It is common for human beings to experience feelings of grief during the holidays, particularly if we have experienced a recent loss, such as death of a loved one or a pet and this is the first holiday without them. However, when we are dealing with loss due to estrangement from family members, there is also a grieving process, one that is less recognized.
The impact of a loss of relationship with family members due to estrangement can be devastating for people, and the holiday season brings constant reminders of the loss. Many people feel they are alone in their situation, and because of feelings of shame or guilt they may not share it with others. While family estrangement may not be openly discussed, statistics indicate that it’s more common than you might think- 1 out of 5 people are estranged from a family member.
The following are some ideas to help with coping with estrangement during holidays:
- Honour your feelings. Acknowledging how you feel, the range of your emotions and the pain you may be experiencing are important for your well being. Identifying supportive people you can talk with, safe spaces in your life and finding ways to release emotional energy from your body (e.g., yoga, walking, swimming, meditation) will all help with managing intense feelings. Grief, anger, sadness, guilt, and shame are some of the common emotions with estrangement.
- Know that you are not responsible for all of the family dynamics at play, even if you have a big role. Whenever you bring people together, there will be dynamics, and the family system is a complex web of relationships with history. You are one part of a family system and can only be responsible for yourself and your own actions within the functioning of the family. Remind yourself of this especially if you are experiencing feelings of guilt. To move toward healing in relationships, one person cannot do this alone.
- Write a letter to your estranged family member. Without considering that you will send it, sharing what you think and feel in the form of a letter can be helpful. Expressing how you feel and think at this moment in time may help bring clarity of thought, guide your decision making in the future, or open up some new insights.
- Acknowledge holiday pressure. There may be pressure to reunite with the estranged family member, from yourself or others in your life. If you are wanting to reach out, consider whether this is the best time for you and for them, what the outcomes might be, and if you have the emotional bandwidth to deal with a rejection. If an invitation comes to you, take time to respond thoughtfully, and talk about it with a trusted person before you do.
- Create new traditions. If estrangement has changed the holiday for you, create new traditions and rituals that represent what is important to you and works for your current life situation. Accept that it’s possible some will not be happy with your decisions and choices. While it can be difficult to disappoint others, it is more important to be true to yourself and do what is best for your mental health, than to try to please everyone and make yourself miserable.
- Set boundaries that work for you and have realistic expectations of yourself and others. Be considerate of your own needs, and the needs of others when planning or attending family events. Where there are estranged relationships there will be increased stress. While holidays can bring people together, they can also be emotionally charged and result in conflicts. Also consider the needs of children when making decisions about family get togethers. Witnessing family conflict is stressful for adults, but is particularly upsetting for children.
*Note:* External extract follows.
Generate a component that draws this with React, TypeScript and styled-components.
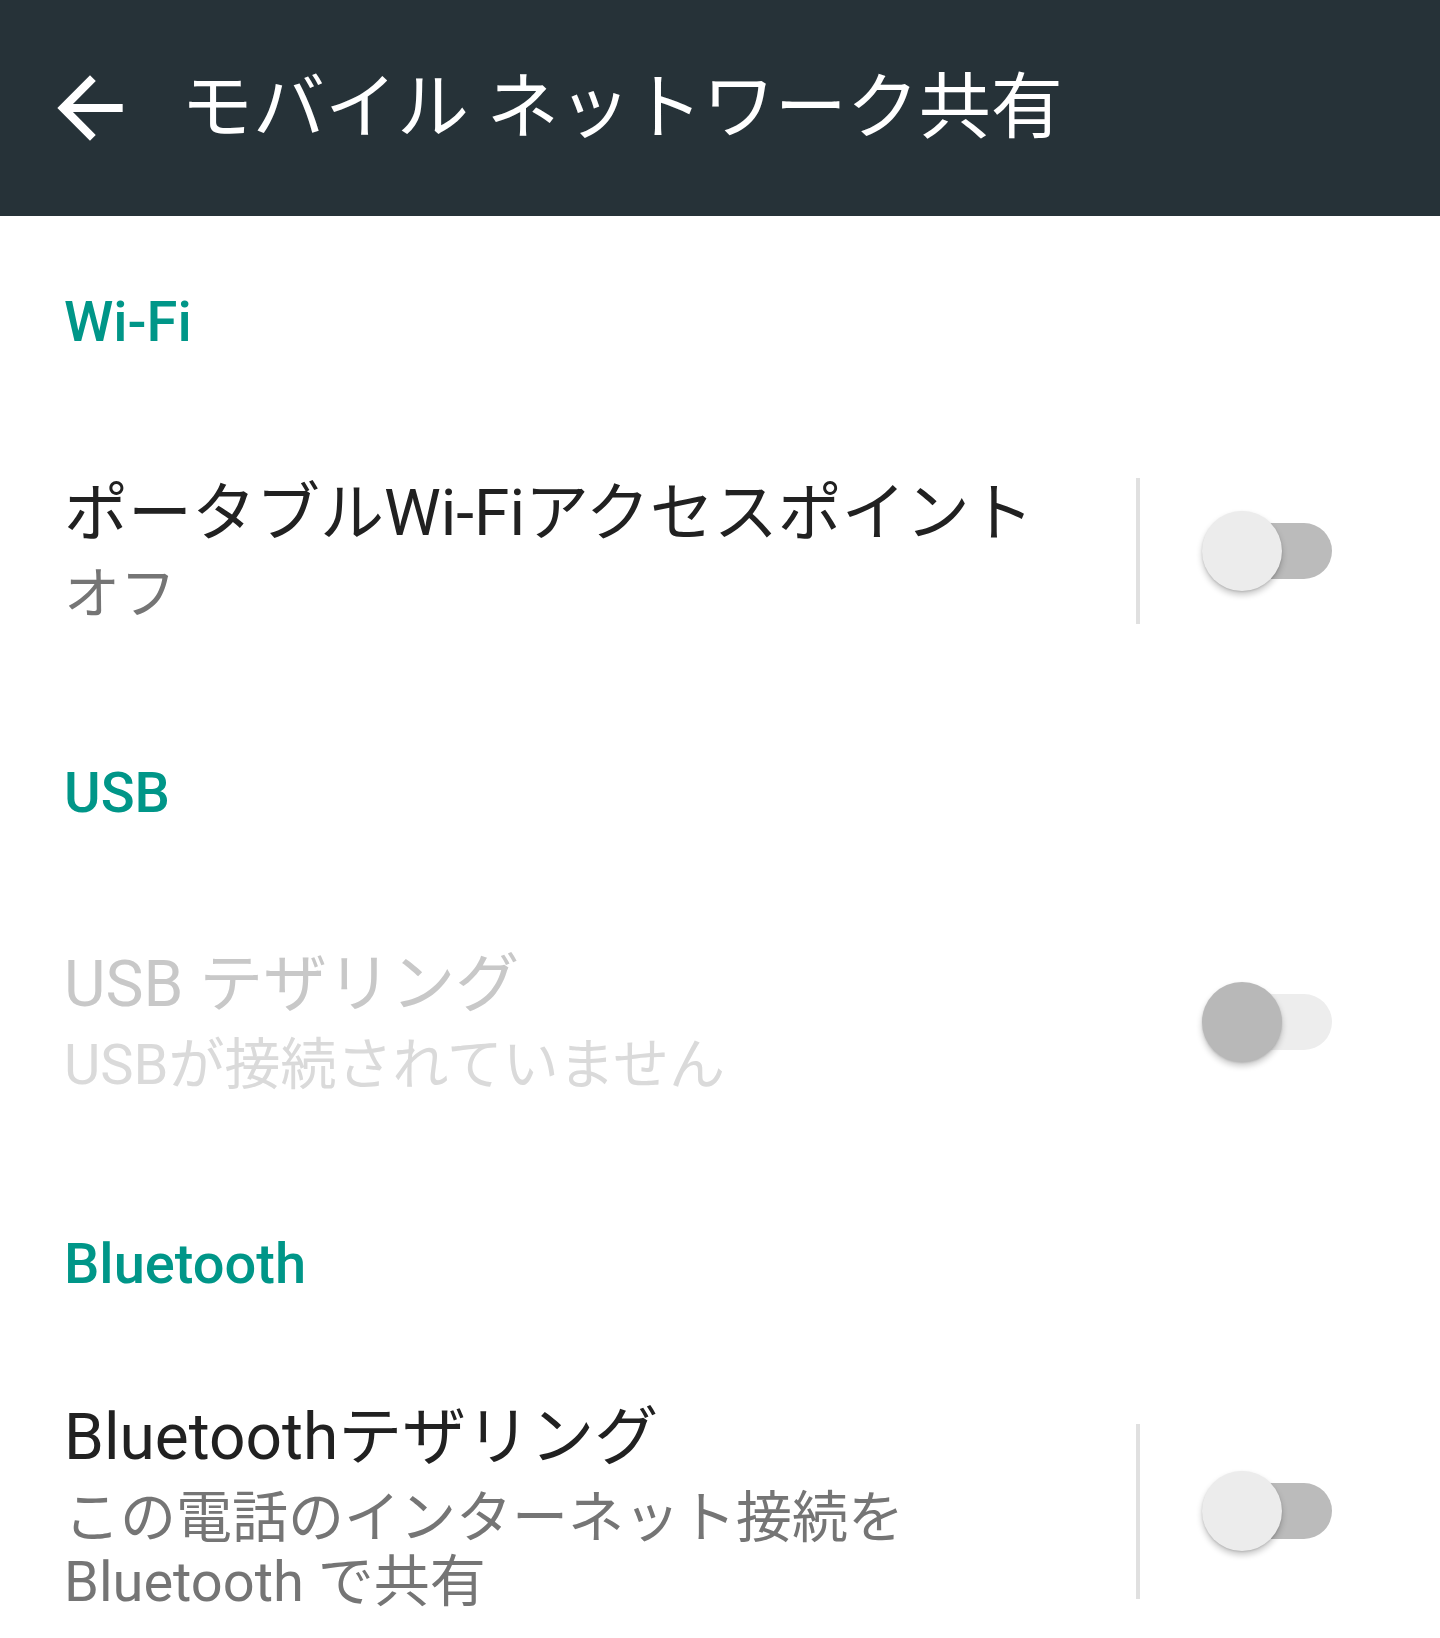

- Have perspective. Remind yourself that family relationships will continue to unfold over time in life, and the pressure of an upcoming holiday will not change family dynamics more quickly. Some things may resolve over time, and some things may never resolve. Separate the holiday from the complexity of the estrangement. This will allow you the space to be able to enjoy the holiday while also accepting that at this moment, the relationship is estranged.
- Grow and nurture healthy relationships. Connect with people and pets and surround yourself with things that bring you joy. Allow yourself to be open to new healthy relationships in your life. Many people consider their friends as their chosen family in life. Make the most of the relationships that you do have during the holiday and enjoy yourself.
- Consider what you can do for others. Sometimes, changing our focus to the broader world helps us gain perspective. Think about volunteering your time or resources in the community, such as donating to a community toy or food drive or lending your skills. Giving to others in the community is a wonderful way to remind yourself that you are part of something bigger, you belong and you matter.
- If you are struggling, reach out for help. Family estrangement can be a difficult situation to cope with, especially during the holidays. People can experience a great deal of triggering at this time of year. Talking with a therapist can provide a safe, non-judgemental space to gain insight into your family dynamics, understand your own role within that, help you to cope, and help you determine how to move forward in your life in a healthy way. A therapist can also assist in mediating conversations with estranged family members if all are willing to engage.